- **GIVEN EXERCISE**:
In the data below, find every line with the string "Write" and pull it out.
* BEGIN DATASET ROWS *
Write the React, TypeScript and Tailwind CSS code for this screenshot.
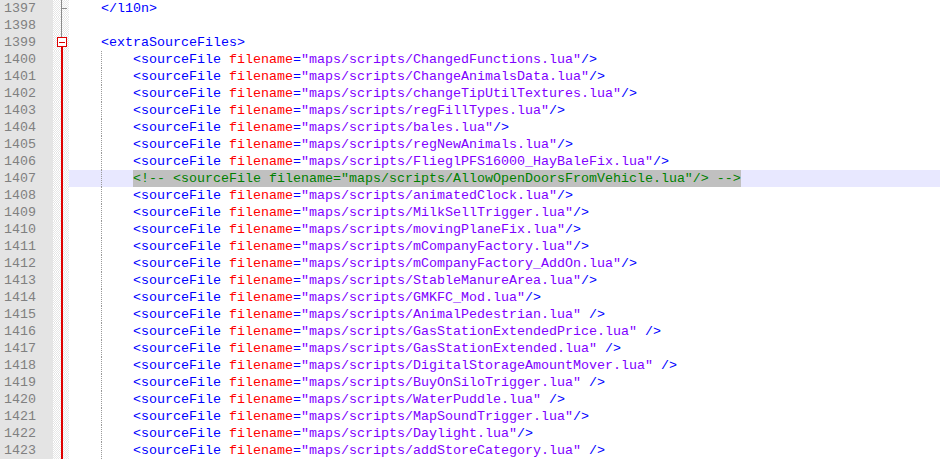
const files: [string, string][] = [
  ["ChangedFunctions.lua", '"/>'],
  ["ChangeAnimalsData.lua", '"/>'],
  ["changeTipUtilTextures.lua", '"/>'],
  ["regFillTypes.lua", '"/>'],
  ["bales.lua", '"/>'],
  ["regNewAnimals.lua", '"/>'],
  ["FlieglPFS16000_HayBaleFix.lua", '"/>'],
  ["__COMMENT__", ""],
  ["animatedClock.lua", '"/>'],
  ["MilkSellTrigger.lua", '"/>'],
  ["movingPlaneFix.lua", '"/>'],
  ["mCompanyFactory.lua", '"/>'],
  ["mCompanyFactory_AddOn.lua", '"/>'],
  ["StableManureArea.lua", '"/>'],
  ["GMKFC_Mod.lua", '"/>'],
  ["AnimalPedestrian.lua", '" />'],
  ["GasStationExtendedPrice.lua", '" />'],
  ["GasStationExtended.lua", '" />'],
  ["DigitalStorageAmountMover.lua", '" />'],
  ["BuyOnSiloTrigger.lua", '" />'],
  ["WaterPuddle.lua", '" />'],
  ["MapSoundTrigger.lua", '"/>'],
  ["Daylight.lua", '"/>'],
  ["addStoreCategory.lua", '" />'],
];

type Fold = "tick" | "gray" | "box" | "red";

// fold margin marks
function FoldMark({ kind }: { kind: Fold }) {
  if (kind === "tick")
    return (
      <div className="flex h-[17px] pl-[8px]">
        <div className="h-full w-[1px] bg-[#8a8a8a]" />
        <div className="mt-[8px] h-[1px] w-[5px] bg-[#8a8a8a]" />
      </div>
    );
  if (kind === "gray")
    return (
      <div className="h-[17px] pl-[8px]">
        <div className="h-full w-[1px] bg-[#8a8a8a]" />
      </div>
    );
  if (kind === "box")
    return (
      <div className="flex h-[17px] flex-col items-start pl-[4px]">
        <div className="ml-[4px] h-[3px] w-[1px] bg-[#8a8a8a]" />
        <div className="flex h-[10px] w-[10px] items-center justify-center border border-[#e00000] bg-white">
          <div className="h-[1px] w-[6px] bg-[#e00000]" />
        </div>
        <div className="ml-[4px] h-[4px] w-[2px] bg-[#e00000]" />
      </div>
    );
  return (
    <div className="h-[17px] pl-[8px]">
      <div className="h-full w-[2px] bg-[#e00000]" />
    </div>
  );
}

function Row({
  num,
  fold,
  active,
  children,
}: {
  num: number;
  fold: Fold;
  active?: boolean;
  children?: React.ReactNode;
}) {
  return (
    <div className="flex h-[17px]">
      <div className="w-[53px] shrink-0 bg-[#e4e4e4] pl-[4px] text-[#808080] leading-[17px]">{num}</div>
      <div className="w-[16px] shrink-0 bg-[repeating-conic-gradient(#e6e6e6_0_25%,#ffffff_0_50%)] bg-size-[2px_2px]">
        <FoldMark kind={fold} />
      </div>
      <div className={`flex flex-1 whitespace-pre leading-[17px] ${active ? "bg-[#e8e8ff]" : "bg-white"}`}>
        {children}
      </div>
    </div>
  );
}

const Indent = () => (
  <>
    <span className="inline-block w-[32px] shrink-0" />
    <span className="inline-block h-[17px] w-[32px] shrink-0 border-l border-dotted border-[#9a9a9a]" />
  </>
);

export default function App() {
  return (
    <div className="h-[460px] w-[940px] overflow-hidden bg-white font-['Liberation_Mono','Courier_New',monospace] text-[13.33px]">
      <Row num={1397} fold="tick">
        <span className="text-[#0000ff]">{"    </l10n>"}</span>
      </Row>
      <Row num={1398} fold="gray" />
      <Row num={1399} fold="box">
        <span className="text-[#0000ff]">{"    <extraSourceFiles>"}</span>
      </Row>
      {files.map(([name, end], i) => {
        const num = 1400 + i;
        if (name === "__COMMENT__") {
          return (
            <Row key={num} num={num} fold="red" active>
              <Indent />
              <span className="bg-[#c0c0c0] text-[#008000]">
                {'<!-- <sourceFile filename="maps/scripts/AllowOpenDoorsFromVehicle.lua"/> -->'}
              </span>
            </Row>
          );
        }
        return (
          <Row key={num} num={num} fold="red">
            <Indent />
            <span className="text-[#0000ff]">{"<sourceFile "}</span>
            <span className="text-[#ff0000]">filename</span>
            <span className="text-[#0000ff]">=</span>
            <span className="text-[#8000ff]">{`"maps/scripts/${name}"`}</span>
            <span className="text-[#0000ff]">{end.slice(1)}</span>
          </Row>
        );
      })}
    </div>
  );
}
* END DATASET ROWS *
* BEGIN DATASET ROWS *
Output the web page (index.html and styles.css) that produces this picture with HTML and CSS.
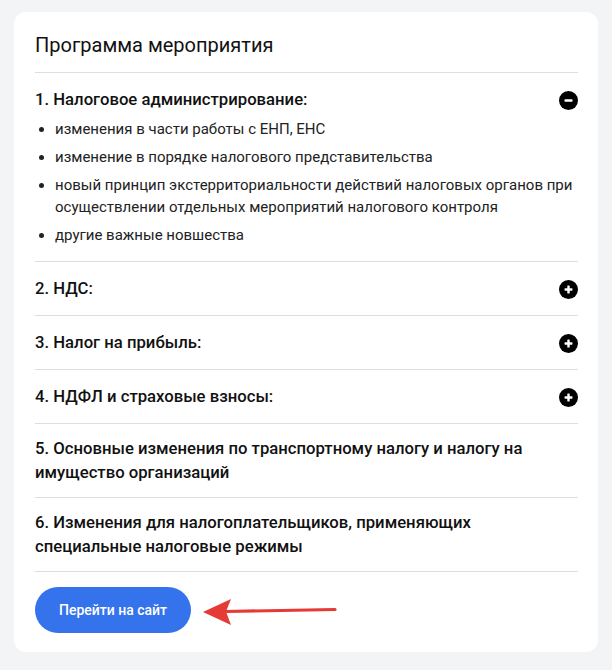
* END DATASET ROWS *
* BEGIN DATASET ROWS *
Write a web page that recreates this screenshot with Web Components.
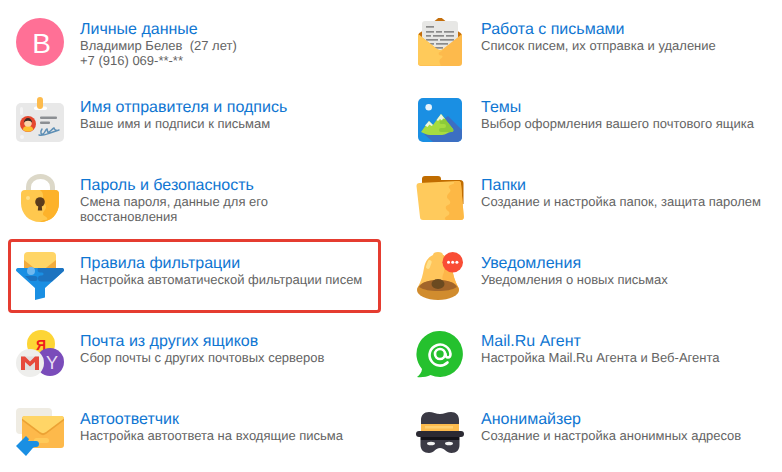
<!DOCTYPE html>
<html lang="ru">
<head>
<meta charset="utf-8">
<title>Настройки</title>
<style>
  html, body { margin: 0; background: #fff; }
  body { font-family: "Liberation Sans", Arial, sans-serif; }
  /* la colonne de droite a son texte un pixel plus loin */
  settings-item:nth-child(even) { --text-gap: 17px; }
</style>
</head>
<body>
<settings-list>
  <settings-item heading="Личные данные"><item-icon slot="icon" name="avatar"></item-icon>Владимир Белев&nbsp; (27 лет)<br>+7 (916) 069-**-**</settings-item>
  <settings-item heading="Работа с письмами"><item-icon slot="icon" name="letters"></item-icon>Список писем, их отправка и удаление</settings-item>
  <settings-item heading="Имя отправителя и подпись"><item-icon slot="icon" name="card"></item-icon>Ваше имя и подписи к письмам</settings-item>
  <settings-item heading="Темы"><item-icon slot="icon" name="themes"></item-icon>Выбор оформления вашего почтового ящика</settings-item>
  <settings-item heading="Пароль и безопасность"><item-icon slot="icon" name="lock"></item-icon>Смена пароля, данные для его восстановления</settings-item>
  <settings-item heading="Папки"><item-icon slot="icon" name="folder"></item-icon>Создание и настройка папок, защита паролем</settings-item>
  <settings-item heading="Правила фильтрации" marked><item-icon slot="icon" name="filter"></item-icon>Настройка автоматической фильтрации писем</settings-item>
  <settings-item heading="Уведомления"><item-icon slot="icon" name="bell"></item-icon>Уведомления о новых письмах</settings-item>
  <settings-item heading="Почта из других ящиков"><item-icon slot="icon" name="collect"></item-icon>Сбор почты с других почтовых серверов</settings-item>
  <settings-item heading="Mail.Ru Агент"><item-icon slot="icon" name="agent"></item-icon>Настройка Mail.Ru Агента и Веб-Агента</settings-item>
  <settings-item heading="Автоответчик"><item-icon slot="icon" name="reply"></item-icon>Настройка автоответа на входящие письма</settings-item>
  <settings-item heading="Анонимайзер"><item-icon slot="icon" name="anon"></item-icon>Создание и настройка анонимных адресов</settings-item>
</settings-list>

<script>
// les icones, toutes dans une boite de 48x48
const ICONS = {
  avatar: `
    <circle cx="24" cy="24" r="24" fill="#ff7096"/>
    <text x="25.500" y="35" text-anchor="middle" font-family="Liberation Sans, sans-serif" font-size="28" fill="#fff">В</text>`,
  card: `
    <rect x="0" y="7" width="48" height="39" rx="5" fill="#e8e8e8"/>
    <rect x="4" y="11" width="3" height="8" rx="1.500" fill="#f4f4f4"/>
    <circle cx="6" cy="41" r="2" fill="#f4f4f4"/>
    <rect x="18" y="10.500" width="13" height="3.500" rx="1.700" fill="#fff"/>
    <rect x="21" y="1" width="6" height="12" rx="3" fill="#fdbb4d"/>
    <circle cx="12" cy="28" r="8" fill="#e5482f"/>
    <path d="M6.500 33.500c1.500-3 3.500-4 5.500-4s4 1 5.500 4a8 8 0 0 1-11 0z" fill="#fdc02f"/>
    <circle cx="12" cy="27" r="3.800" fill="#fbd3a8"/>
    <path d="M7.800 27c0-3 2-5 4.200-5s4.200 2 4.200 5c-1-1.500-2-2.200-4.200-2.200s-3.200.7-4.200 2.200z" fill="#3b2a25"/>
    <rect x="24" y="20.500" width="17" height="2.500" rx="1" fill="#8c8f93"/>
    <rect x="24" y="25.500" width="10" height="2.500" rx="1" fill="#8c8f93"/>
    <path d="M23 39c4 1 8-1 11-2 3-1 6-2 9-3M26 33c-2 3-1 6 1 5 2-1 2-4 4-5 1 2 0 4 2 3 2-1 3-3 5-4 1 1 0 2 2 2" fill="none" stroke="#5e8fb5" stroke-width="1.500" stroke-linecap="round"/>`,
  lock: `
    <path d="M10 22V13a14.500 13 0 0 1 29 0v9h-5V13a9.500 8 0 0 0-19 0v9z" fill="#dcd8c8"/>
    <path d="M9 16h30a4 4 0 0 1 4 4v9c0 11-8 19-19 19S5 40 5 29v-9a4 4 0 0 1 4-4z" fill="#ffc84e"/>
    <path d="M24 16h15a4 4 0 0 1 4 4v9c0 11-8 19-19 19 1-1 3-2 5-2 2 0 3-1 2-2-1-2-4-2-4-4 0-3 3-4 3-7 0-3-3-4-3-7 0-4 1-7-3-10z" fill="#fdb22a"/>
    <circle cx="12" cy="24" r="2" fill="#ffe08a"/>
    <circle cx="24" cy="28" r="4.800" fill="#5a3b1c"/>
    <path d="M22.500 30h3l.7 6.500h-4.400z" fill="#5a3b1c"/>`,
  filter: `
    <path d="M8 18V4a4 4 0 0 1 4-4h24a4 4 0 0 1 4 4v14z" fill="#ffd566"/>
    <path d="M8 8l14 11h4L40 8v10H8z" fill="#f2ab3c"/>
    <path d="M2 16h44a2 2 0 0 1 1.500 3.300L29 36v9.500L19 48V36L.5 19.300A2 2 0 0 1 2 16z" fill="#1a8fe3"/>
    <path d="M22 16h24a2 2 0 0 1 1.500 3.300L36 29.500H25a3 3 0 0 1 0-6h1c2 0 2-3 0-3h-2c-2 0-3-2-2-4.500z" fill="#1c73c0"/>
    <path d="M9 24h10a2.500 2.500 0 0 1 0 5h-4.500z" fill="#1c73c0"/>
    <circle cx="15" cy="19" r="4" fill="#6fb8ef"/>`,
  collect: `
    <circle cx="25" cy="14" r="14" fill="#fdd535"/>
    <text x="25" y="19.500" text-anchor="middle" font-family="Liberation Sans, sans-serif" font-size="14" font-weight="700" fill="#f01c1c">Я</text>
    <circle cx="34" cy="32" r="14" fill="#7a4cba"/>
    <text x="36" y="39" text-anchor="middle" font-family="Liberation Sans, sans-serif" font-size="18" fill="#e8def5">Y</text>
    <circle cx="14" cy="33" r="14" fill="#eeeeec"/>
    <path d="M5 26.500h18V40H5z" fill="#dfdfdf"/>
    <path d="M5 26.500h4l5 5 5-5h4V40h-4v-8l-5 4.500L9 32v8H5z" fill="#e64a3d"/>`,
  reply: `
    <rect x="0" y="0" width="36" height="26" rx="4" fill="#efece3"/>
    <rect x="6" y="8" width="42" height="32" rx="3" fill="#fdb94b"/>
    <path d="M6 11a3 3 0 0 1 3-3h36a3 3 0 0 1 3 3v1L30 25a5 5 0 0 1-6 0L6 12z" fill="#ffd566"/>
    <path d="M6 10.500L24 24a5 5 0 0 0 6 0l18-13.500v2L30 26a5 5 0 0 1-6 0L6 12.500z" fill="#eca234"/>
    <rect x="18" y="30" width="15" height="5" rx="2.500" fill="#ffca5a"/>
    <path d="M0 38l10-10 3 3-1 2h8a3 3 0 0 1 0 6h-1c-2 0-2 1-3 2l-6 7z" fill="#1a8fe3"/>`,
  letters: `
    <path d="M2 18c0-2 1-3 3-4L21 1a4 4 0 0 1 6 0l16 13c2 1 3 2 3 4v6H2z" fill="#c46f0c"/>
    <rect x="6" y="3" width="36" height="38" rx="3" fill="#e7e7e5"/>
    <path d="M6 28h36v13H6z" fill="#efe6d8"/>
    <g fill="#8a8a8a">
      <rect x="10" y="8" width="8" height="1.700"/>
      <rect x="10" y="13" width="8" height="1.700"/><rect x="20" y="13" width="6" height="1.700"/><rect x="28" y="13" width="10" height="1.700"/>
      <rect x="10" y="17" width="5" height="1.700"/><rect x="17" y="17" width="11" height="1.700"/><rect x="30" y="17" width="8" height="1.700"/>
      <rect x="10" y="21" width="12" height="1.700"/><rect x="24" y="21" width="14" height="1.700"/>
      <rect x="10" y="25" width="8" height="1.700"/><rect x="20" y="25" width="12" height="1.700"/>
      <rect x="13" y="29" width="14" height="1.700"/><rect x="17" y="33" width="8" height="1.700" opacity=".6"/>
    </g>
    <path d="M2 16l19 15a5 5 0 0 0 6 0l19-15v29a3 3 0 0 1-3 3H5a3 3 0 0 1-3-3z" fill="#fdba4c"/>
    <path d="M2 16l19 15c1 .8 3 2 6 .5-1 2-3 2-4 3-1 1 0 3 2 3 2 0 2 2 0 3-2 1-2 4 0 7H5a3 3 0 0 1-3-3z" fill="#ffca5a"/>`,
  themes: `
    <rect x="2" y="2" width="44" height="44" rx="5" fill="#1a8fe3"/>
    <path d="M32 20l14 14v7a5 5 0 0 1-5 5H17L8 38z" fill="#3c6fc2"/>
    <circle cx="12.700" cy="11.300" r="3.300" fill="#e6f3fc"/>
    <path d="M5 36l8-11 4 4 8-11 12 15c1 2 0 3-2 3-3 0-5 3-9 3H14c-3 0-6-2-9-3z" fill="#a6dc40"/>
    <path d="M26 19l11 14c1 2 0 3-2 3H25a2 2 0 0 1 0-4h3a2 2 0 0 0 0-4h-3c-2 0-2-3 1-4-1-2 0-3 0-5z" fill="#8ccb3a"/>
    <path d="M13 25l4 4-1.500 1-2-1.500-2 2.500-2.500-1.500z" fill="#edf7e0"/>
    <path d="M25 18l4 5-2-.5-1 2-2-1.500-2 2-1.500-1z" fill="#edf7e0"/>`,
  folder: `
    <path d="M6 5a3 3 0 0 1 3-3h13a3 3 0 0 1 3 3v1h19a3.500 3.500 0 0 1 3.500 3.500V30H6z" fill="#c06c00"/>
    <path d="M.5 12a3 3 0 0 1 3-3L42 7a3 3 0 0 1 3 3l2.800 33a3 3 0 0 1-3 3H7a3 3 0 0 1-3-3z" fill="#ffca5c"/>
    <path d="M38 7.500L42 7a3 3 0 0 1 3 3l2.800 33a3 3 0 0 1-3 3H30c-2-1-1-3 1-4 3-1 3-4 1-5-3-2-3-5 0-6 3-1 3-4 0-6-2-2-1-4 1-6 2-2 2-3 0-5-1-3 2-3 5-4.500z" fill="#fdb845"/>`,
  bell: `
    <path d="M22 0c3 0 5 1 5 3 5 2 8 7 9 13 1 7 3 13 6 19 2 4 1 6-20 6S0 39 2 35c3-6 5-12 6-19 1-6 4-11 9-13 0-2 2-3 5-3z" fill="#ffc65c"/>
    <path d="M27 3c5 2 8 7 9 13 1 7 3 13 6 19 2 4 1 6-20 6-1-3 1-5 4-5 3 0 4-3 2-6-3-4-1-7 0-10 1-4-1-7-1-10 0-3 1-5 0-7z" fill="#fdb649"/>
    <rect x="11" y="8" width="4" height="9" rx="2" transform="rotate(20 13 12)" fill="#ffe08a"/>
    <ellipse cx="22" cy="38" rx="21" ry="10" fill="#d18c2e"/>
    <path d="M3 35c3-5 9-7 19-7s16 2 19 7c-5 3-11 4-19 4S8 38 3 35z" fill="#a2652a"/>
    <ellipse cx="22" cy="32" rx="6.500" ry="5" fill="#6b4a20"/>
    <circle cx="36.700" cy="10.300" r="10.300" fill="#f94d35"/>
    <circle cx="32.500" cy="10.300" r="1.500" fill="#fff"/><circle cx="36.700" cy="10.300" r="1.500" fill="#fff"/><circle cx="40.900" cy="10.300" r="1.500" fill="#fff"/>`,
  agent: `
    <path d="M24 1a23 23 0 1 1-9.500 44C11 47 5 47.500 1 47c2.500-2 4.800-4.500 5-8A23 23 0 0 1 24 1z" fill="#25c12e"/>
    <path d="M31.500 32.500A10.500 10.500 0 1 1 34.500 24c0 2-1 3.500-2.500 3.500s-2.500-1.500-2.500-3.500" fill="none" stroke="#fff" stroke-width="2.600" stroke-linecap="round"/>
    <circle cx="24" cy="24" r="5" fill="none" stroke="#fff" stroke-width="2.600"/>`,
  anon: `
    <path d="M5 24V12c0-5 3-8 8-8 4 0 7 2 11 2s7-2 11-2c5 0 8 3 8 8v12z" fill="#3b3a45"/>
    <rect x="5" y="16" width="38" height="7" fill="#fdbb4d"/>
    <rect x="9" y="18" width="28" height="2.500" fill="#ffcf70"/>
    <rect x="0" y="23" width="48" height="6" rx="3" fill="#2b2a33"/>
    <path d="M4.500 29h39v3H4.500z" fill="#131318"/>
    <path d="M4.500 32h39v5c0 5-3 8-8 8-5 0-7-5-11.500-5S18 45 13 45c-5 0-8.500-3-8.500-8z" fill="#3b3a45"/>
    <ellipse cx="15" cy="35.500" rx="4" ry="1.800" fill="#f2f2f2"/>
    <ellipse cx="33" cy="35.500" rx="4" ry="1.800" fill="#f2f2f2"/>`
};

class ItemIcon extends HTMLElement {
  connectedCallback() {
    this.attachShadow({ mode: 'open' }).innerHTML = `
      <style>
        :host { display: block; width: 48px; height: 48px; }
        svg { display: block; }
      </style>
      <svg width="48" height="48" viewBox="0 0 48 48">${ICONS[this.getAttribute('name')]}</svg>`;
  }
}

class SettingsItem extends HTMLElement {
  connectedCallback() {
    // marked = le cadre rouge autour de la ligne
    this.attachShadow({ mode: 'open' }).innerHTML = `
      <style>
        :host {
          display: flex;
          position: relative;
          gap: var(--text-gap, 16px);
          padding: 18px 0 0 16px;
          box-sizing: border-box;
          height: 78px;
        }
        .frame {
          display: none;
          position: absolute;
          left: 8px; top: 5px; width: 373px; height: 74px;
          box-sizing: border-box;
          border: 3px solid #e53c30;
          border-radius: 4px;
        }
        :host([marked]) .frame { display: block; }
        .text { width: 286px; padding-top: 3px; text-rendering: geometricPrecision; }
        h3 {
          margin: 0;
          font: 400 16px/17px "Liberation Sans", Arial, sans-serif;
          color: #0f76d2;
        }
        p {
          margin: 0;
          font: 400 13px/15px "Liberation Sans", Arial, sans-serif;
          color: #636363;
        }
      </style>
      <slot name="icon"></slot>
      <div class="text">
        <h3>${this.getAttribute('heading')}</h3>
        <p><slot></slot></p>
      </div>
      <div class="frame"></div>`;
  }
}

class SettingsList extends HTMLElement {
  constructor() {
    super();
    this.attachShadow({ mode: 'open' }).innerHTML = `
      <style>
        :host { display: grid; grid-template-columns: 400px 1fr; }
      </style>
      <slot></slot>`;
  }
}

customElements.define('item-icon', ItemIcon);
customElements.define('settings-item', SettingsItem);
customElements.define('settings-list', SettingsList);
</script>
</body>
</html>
* END DATASET ROWS *
- **THE ANSWER**:
Write the React, TypeScript and Tailwind CSS code for this screenshot.
Write a web page that recreates this screenshot with Web Components.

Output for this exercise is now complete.